Smart Design Introduces Thumbscript:
Universal Language for Mobile Communication Products
NEW YORK, May 12 Dr. Jeffery Smith came to Smart
Design, a product design and design and development lab in Manhattan,
with a template for a new alphabet that could be used on a standard telephone
keypad. After designing a prototype to explore the basic interface concept,
the team focused on creating a universal input language that could speed
up mobile communications, be learned quickly and be applied to just about
any digital product.
Using a simple 9-button keypad, Thumbscript (tm) allows users to rapidly
enter and send text via any mobile communication device. Thumbscript is
based on a visual connect-the-dots: Letters are drawn by pressing once where
the stroke of a letter begins, and a second time where the stroke ends.
The language also includes one-key commands for special functions like delete,
shift, and return while numbers 1-9 are nearly identical to the layout of
a telephone. Thumbscript delivers full-keyboard functionality in one square
inch, with the same easy learning curve as Graffiti®, 3Com's popular
entry system for the Palm Pilot, but without requiring any new product hardware.
"So far, a lot of the focus has been on what people use to communicate,
rather than how you communicate fluently within this vast range of
digital environments," says Greg Littleton, Vice President Strategy
& Operations at Smart Design. "We know digital appliances will
become everyday necessities very soon, and that one universal language will
help us make the transition faster and easier."
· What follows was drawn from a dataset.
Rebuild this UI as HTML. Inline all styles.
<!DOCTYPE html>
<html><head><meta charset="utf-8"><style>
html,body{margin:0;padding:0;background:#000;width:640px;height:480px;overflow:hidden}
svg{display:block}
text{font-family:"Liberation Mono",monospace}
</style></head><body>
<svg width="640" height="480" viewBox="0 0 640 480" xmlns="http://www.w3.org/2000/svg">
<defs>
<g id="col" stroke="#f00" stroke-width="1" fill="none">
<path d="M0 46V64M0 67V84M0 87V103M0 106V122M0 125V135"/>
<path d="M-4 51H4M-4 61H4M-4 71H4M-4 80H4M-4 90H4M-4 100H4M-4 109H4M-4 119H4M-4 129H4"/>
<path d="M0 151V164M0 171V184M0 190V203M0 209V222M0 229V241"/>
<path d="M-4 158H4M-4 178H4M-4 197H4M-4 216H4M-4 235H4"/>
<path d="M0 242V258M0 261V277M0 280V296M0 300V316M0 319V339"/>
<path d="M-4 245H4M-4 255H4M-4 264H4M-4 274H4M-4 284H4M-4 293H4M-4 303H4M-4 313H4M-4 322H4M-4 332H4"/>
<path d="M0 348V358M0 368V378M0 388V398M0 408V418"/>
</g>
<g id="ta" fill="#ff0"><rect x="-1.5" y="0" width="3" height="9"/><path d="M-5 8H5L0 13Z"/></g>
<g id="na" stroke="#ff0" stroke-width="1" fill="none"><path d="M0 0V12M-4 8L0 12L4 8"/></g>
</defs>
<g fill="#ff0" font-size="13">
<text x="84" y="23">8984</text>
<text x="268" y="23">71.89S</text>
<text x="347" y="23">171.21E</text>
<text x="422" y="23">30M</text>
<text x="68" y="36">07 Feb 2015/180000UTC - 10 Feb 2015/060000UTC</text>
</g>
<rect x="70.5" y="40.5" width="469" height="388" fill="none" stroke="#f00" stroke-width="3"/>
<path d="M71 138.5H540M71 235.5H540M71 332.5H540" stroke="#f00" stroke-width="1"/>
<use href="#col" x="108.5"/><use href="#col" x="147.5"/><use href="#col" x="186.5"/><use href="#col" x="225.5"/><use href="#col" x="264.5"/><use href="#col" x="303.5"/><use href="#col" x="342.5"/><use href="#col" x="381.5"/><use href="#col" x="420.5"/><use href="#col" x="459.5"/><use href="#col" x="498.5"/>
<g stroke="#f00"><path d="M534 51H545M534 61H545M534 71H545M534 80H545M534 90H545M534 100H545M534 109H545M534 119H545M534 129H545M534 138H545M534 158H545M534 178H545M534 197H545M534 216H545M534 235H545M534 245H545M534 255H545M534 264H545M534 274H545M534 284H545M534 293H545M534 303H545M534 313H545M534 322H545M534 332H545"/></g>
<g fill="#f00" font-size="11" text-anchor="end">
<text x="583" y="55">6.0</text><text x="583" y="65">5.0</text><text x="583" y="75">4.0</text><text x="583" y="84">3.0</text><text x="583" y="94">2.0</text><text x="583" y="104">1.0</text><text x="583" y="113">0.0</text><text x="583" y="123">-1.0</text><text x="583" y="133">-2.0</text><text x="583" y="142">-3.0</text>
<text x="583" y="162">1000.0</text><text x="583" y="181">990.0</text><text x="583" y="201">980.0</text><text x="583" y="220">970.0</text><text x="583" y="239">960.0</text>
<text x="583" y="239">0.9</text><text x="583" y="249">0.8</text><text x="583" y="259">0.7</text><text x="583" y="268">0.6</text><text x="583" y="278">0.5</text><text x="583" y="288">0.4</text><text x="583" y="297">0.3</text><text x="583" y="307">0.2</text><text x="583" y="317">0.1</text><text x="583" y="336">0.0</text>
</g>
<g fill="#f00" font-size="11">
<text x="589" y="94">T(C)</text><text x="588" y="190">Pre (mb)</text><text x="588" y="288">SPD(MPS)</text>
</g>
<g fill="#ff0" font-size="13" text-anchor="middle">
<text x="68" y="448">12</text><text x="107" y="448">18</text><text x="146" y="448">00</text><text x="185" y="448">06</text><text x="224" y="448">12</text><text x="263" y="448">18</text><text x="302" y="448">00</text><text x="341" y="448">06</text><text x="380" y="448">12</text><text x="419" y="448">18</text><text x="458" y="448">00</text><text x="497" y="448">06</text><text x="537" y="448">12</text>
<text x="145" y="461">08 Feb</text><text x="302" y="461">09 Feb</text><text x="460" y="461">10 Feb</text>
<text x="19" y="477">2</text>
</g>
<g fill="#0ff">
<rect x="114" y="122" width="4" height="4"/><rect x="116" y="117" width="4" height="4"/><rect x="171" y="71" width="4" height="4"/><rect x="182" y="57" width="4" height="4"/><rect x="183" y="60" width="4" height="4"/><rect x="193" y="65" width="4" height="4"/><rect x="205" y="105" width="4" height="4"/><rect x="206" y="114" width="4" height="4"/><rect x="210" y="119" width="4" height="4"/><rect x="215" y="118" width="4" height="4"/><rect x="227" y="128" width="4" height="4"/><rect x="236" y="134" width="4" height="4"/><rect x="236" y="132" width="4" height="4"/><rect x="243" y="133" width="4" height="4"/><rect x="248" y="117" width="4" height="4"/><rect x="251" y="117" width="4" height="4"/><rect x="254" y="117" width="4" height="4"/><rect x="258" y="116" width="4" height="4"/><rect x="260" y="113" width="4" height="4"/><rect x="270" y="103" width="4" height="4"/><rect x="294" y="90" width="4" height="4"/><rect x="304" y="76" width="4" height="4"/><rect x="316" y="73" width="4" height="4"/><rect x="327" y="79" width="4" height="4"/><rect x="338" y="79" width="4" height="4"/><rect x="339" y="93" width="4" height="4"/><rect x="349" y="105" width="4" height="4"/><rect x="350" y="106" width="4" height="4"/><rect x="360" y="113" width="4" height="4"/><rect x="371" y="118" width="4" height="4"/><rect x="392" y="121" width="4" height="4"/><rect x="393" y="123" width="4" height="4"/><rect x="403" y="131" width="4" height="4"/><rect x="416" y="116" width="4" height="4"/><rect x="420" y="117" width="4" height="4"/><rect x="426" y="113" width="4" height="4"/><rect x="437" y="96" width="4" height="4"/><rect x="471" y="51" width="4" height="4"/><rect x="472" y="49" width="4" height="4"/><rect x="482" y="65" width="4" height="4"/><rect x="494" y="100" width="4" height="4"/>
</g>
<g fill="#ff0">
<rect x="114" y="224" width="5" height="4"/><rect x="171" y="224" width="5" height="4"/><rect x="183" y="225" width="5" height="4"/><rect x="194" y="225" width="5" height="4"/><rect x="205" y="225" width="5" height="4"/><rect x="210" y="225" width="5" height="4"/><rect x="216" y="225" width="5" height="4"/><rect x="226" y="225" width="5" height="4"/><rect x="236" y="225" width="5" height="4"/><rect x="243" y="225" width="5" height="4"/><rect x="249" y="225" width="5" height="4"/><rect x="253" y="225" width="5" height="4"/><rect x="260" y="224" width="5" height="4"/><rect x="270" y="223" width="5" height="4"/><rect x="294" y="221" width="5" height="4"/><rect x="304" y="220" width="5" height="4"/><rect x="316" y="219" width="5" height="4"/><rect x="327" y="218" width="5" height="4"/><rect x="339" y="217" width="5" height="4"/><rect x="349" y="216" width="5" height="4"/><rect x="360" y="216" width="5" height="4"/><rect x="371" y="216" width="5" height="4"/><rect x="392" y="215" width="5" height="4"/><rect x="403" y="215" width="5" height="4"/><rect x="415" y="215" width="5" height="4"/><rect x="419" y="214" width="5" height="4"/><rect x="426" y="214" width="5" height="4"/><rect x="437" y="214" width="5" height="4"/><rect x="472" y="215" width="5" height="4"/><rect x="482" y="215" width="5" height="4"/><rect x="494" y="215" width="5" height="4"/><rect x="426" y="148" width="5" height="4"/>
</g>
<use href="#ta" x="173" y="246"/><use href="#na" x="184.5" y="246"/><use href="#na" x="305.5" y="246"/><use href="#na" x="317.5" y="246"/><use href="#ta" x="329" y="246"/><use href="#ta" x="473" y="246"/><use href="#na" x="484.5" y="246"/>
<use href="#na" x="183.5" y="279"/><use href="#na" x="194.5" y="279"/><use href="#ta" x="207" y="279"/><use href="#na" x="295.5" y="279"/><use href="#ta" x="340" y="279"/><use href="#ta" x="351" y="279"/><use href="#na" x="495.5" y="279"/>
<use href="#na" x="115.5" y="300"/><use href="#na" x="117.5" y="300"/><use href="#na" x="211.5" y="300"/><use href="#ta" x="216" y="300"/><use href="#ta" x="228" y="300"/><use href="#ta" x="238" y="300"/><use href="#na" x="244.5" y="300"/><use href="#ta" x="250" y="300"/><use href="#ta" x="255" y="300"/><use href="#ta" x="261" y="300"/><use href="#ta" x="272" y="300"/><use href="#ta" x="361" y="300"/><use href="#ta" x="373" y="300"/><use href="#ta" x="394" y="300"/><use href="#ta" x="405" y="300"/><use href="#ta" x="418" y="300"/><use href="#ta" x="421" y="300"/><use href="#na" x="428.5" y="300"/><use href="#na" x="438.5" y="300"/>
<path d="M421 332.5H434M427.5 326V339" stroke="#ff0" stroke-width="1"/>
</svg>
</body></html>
Added Tom Dair, President of Smart Design: "We've developed hundreds
of successful consumer products over the years, and designing and selling
a communications interface for those products is no different than any other
good design; if it's going to be successful, it's got to be usable. Whether
it's a language or a toothbrush, people connect with whatever suits their
needs best."
The development team knew Thumbscript would have to be portable, intuitive,
and could be easily adapted to the products people already felt comfortable
using. And to be accepted by both the communications industry it had to
be inexpensive and adaptable to a wide range of mobile devices already on
the market, while providing a template for new products to easily become
Thumbscript enabled.
"As a psychiatrist, I'm very aware of the need to keep conversations
private," says Dr. Jeffery Smith, who pioneered Thumbscript's development.
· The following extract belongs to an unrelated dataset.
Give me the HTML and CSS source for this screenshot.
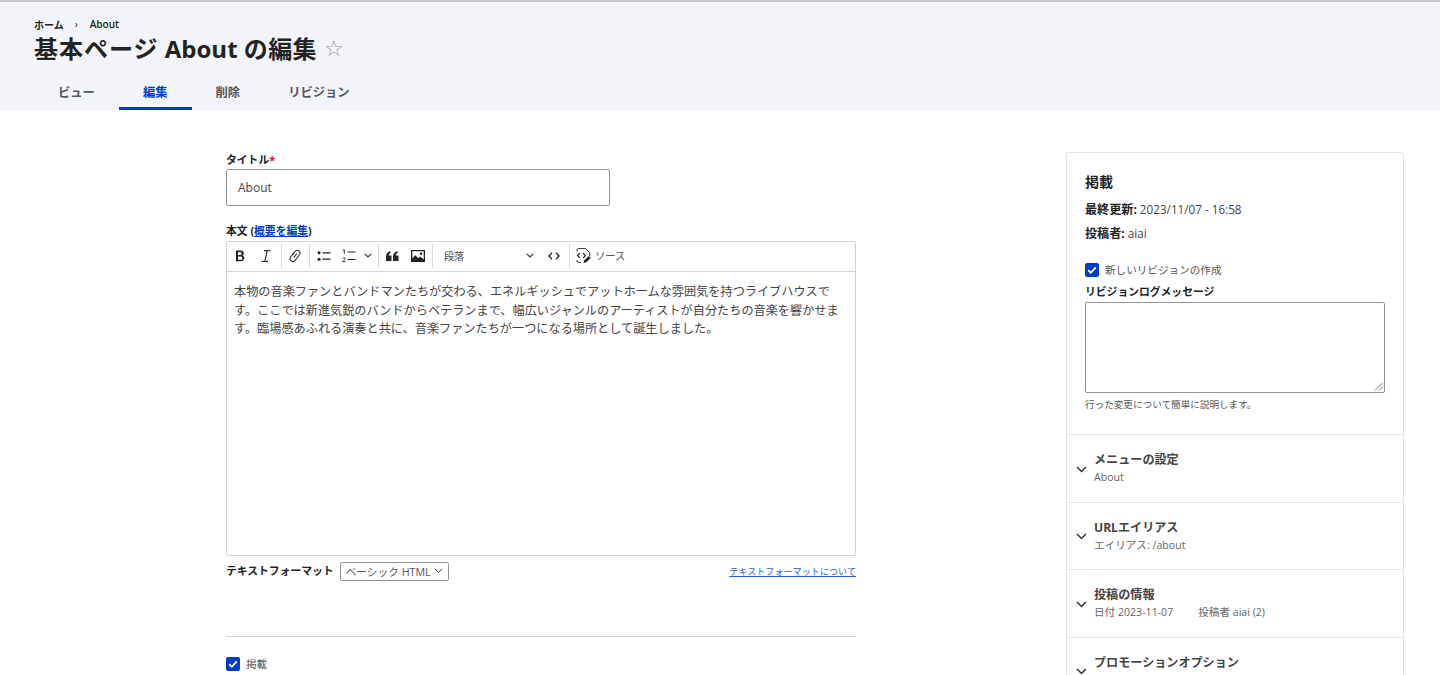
FILE: index.html
```html
<!DOCTYPE html>
<html lang="ja">
<head>
<meta charset="utf-8">
<title>基本ページ About の編集</title>
<link rel="stylesheet" href="styles.css">
</head>
<body>
<header class="page-head">
  <nav class="crumbs"><a>ホーム</a><span class="crumb-sep">›</span><a>About</a></nav>
  <div class="title-row">
    <h1><span class="title-cjk">基本ページ</span> About <span class="title-tail">の編集</span></h1>
    <span class="star">☆</span>
  </div>
  <ul class="tabs">
    <li class="tab">ビュー</li>
    <li class="tab active">編集</li>
    <li class="tab">削除</li>
    <li class="tab">リビジョン</li>
  </ul>
</header>
<main class="layout">
  <form class="form-col">
    <div class="field title-field">
      <label class="label">タイトル<span class="req">*</span></label>
      <div class="title-input">About</div>
    </div>
    <div class="field body-field">
      <label class="label">本文 (<a class="link">概要を編集</a>)</label>
      <div class="editor">
        <div class="toolbar">
          <span class="tool"><svg width="14" height="14" viewBox="0 0 14 14"><path d="M3 1.500h4.600c2 0 3.200 1 3.200 2.700 0 1.100-.6 1.900-1.600 2.300 1.300.3 2.100 1.300 2.100 2.600 0 2-1.400 3.200-3.700 3.200H3zM5 3.200V6h2.200c1 0 1.600-.5 1.600-1.400S8.200 3.200 7.200 3.200zM5 7.600v3.200h2.400c1.200 0 1.900-.6 1.900-1.600S8.600 7.600 7.400 7.600z" fill="#222" fill-rule="evenodd"/></svg></span>
          <span class="tool"><svg width="14" height="14" viewBox="0 0 14 14"><path d="M5 1.700h6.500M2.500 12.300H9M8.200 1.700 5.800 12.300" fill="none" stroke="#333" stroke-width="1.200"/></svg></span>
          <span class="tsep tsep-first"></span>
          <span class="tool"><svg width="14" height="14" viewBox="0 0 14 14"><g transform="rotate(-52 7 7)" fill="none" stroke="#333" stroke-width="1.100"><path d="M9 4.200H3.600a2.800 2.800 0 0 0 0 5.600h5.600"/><path d="M5 7h5"/><path d="M6.500 4.200h4a2.800 2.800 0 0 1 0 5.600H9"/></g></svg></span>
          <span class="tsep"></span>
          <span class="tool"><svg width="14" height="12" viewBox="0 0 14 12"><circle cx="2" cy="2.800" r="1.500" fill="#222"/><circle cx="2" cy="9.200" r="1.500" fill="#222"/><path d="M5.500 2.800h8M5.500 9.200h8" stroke="#222" stroke-width="1.200"/></svg></span>
          <span class="tool tool-drop"><svg width="14" height="14" viewBox="0 0 14 14"><path d="M.9 1.300 2.300.6v4.200M.8 9.500c.4-1 2.500-1 2.500.2 0 1-2 1.500-2.500 3h2.700" fill="none" stroke="#222" stroke-width=".9"/><path d="M5.500 3h8M5.500 10.500h8" stroke="#222" stroke-width="1.200"/></svg><svg class="chev" width="8" height="5" viewBox="0 0 8 5"><path d="M.8.800 4 4l3.200-3.200" fill="none" stroke="#333" stroke-width="1.200"/></svg></span>
          <span class="tsep"></span>
          <span class="tool tool-narrow"><svg width="13" height="10" viewBox="0 0 13 10"><path d="M0 10V6C0 3 1.500 1 4.500 0v2C3.300 2.500 2.800 3.300 2.800 4.500h2.700V10zM7 10V6c0-3 1.500-5 4.500-6v2c-1.200.5-1.700 1.300-1.700 2.500h2.700V10z" fill="#222"/></svg></span>
          <span class="tool tool-narrow tool-image"><svg width="14" height="12" viewBox="0 0 14 12"><path d="M0 0h14v12H0zM1.300 1.300v7l3-3 3 3 2-1.800 3.400 3V1.300z" fill="#222" fill-rule="evenodd"/><circle cx="10" cy="3.800" r="1.300" fill="#222"/></svg></span>
          <span class="tsep"></span>
          <span class="tool-select">段落<svg class="chev" width="8" height="5" viewBox="0 0 8 5"><path d="M.8.800 4 4l3.200-3.200" fill="none" stroke="#333" stroke-width="1.200"/></svg></span>
          <span class="tool tool-code"><svg width="12" height="8" viewBox="0 0 12 8"><path d="M4 .8.900 4 4 7.200M8 .8 11.100 4 8 7.200" fill="none" stroke="#222" stroke-width="1.300"/></svg></span>
          <span class="tsep"></span>
          <span class="tool-source"><svg width="17" height="17" viewBox="0 0 17 17"><path d="M2 4.500V2.800c0-.7.500-1.200 1.200-1.200h7.300l4.200 4v3.400M2 12.800v1.400c0 .7.500 1.200 1.200 1.200H6" fill="none" stroke="#333" stroke-width="1"/><path d="M5 6 2.400 8.500 5 11M8 6l2.600 2.500L8 11" fill="none" stroke="#222" stroke-width="1.100"/><path d="m8.500 16 .8-2.800 4.500-4.300 2 2-4.500 4.300z" fill="#222"/></svg><span class="source-text">ソース</span></span>
        </div>
        <div class="editor-body">本物の音楽ファンとバンドマンたちが交わる、エネルギッシュでアットホームな雰囲気を持つライブハウスです。ここでは新進気鋭のバンドからベテランまで、幅広いジャンルのアーティストが自分たちの音楽を響かせます。臨場感あふれる演奏と共に、音楽ファンたちが一つになる場所として誕生しました。</div>
      </div>
      <div class="format-row">
        <div class="format-left">
          <span class="label format-label">テキストフォーマット</span>
          <span class="format-select">ベーシック HTML<svg width="9" height="6" viewBox="0 0 9 6"><path d="M.8.800 4.500 4.500 8.200.8" fill="none" stroke="#444" stroke-width="1"/></svg></span>
        </div>
        <a class="link format-link">テキストフォーマットについて</a>
      </div>
    </div>
    <hr class="rule">
    <div class="check-row">
      <span class="check"><svg width="14" height="14" viewBox="0 0 14 14"><path d="m3.200 7.200 2.600 2.600 5-5.400" fill="none" stroke="#fff" stroke-width="1.800"/></svg></span>
      <span class="check-label">掲載</span>
    </div>
  </form>
  <aside class="sidebar">
    <section class="pub">
      <h2 class="pub-title">掲載</h2>
      <p class="meta"><b>最終更新:</b> 2023/11/07 - 16:58</p>
      <p class="meta"><b>投稿者:</b> aiai</p>
      <div class="check-row rev-check">
        <span class="check"><svg width="14" height="14" viewBox="0 0 14 14"><path d="m3.200 7.200 2.600 2.600 5-5.400" fill="none" stroke="#fff" stroke-width="1.800"/></svg></span>
        <span class="check-label">新しいリビジョンの作成</span>
      </div>
      <label class="label rev-label">リビジョンログメッセージ</label>
      <div class="rev-box"><svg class="grip" width="9" height="9" viewBox="0 0 9 9"><path d="M8.500 1 1 8.500M8.500 5 5 8.500" stroke="#777" stroke-width="1"/></svg></div>
      <p class="hint">行った変更について簡単に説明します。</p>
    </section>
    <section class="acc">
      <svg class="acc-chev" width="11" height="7" viewBox="0 0 11 7"><path d="M1 1l4.500 4.500L10 1" fill="none" stroke="#333" stroke-width="1.500"/></svg>
      <div><h3 class="acc-title">メニューの設定</h3><p class="acc-sub">About</p></div>
    </section>
    <section class="acc">
      <svg class="acc-chev" width="11" height="7" viewBox="0 0 11 7"><path d="M1 1l4.500 4.500L10 1" fill="none" stroke="#333" stroke-width="1.500"/></svg>
      <div><h3 class="acc-title">URLエイリアス</h3><p class="acc-sub">エイリアス: /about</p></div>
    </section>
    <section class="acc">
      <svg class="acc-chev" width="11" height="7" viewBox="0 0 11 7"><path d="M1 1l4.500 4.500L10 1" fill="none" stroke="#333" stroke-width="1.500"/></svg>
      <div><h3 class="acc-title">投稿の情報</h3><p class="acc-sub"><span class="sub-gap">日付 2023-11-07</span>投稿者 aiai (2)</p></div>
    </section>
    <section class="acc">
      <svg class="acc-chev" width="11" height="7" viewBox="0 0 11 7"><path d="M1 1l4.500 4.500L10 1" fill="none" stroke="#333" stroke-width="1.500"/></svg>
      <div><h3 class="acc-title">プロモーションオプション</h3><p class="acc-sub">&nbsp;</p></div>
    </section>
  </aside>
</main>
</body>
</html>
```
FILE: styles.css
```css
* { box-sizing: border-box; }
html, body { margin: 0; height: 675px; overflow: hidden; background: #fff; }
body { font-family: "Open Sans", "Noto Sans CJK JP", sans-serif; color: #333; font-size: 12px; }
p, h1, h2, h3, ul { margin: 0; padding: 0; }
.page-head { height: 110px; background: #f3f4f9; border-top: 2px solid #c9c9cc; padding: 15px 0 0 34px; }
.crumbs { display: flex; align-items: center; height: 14px; font-size: 10px; font-weight: 600; color: #222; }
.crumb-sep { margin: 0 12px 0 11px; font-weight: 400; }
.title-row { display: flex; align-items: center; height: 36px; }
h1 { font-size: 24px; font-weight: 700; color: #222; line-height: 36px; }
.title-cjk { letter-spacing: 1px; }
.title-tail { letter-spacing: .4px; }
.star { font-size: 22px; color: #9a9aa2; margin-left: 7px; line-height: 36px; font-family: "DejaVu Sans", sans-serif; }
.tabs { display: flex; list-style: none; margin-top: 10px; height: 35px; }
.tab { padding: 0 24px; font-size: 12.300px; font-weight: 600; color: #55565b; line-height: 32px; border-bottom: 3px solid transparent; height: 33px; }
.tab.active { color: #003cc5; border-bottom-color: #003cc5; }
.layout { display: flex; padding: 42px 36px 0 226px; justify-content: space-between; }
.form-col { width: 630px; }
.label { display: block; font-size: 10.800px; font-weight: 700; color: #222; line-height: 16px; }
.req { color: #d12; }
.field { margin-bottom: 16px; }
.title-field { margin-bottom: 17px; }
.title-input { width: 384px; height: 37px; margin-top: 1px; border: 1px solid #919297; border-radius: 2px; padding: 0 11px; line-height: 35px; font-size: 12px; color: #444; }
.link { color: #003cc5; text-decoration: underline; }
.editor { margin-top: 2px; border: 1px solid #d4d4d8; border-radius: 2px; height: 315px; display: flex; flex-direction: column; }
.toolbar { display: flex; align-items: center; height: 30px; border-bottom: 1px solid #d4d4d8; padding: 0 0 2px 0; flex: none; }
.tool { width: 26px; height: 28px; display: flex; align-items: center; justify-content: center; gap: 5px; }
.tool-drop { width: 40px; justify-content: flex-start; padding-left: 5px; gap: 8px; }
.tool-narrow { width: 25px; }
.tool-image { width: 26px; }
.tsep { width: 1px; height: 24px; background: #d9d9dc; margin: 0 1px; }
.tsep-first { margin-left: 2px; margin-right: 0; }
.tool-select { width: 107px; padding: 0 7px 0 10px; display: flex; align-items: center; justify-content: space-between; font-size: 10px; color: #444; }
.tool-code { width: 25px; margin-right: 2px; }
.tool-source { display: flex; align-items: center; gap: 3px; padding-left: 4px; color: #555; }
.source-text { font-size: 10.300px; }
.editor-body { flex: 1; padding: 11px 7px; font-size: 12.170px; line-height: 18.700px; color: #444; }
.format-row { display: flex; justify-content: space-between; align-items: center; margin-top: 5px; height: 20px; }
.format-left { display: flex; align-items: center; gap: 6px; }
.format-select { height: 19px; width: 109px; border: 1px solid #919297; border-radius: 2px; padding: 0 5px; display: flex; align-items: center; justify-content: space-between; font-size: 10.700px; color: #555; }
.format-link { font-size: 9.100px; color: #2a5fd0; }
.rule { border: 0; border-top: 1px solid #d4d4d8; margin: 55px 0 19px; }
.check-row { display: flex; align-items: center; gap: 6px; }
.check { width: 14px; height: 14px; border-radius: 2px; background: #003cc5; display: block; flex: none; }
.check svg { display: block; }
.check-label { font-size: 10.600px; color: #555; }
.sidebar { width: 338px; border: 1px solid #e4e4e8; border-radius: 2px; flex: none; }
.pub { padding: 19px 18px 0 18px; height: 281px; }
.pub-title { font-size: 14px; font-weight: 700; color: #222; line-height: 20px; margin-bottom: 9px; }
.meta { font-size: 11.700px; color: #444; line-height: 16px; margin-bottom: 7px; }
.meta b { color: #222; font-size: 12.100px; }
.rev-check { margin-top: 20px; }
.rev-label { margin-top: 7px; }
.rev-box { position: relative; width: 300px; height: 91px; margin-top: 2px; border: 1px solid #919297; border-radius: 2px; }
.grip { position: absolute; right: 1px; bottom: 1px; }
.hint { font-size: 9.600px; color: #555; margin-top: 5px; line-height: 14px; }
.acc { height: 67.500px; border-top: 1px solid #e4e4e8; display: flex; align-items: center; padding-left: 9px; gap: 7px; }
.acc-chev { flex: none; margin-top: 2px; }
.acc-title { font-size: 12.100px; font-weight: 700; color: #444; line-height: 18px; }
.acc-sub { font-size: 10.600px; color: #666; line-height: 15px; margin-top: 1px; }
.sub-gap { margin-right: 25px; }
```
"Cellphones, pagers and organizers all speak to our desire to be within
reach of both people and important information, but they don't necessarily
take into account our more intimate needs to be able to communicate discreetly.
We need a language that looks forward to the future of technology as well
as inward."
In addition to developing the Thumbscript (patent pending), the team is
now working with licensors to adapt the language to specific product categories.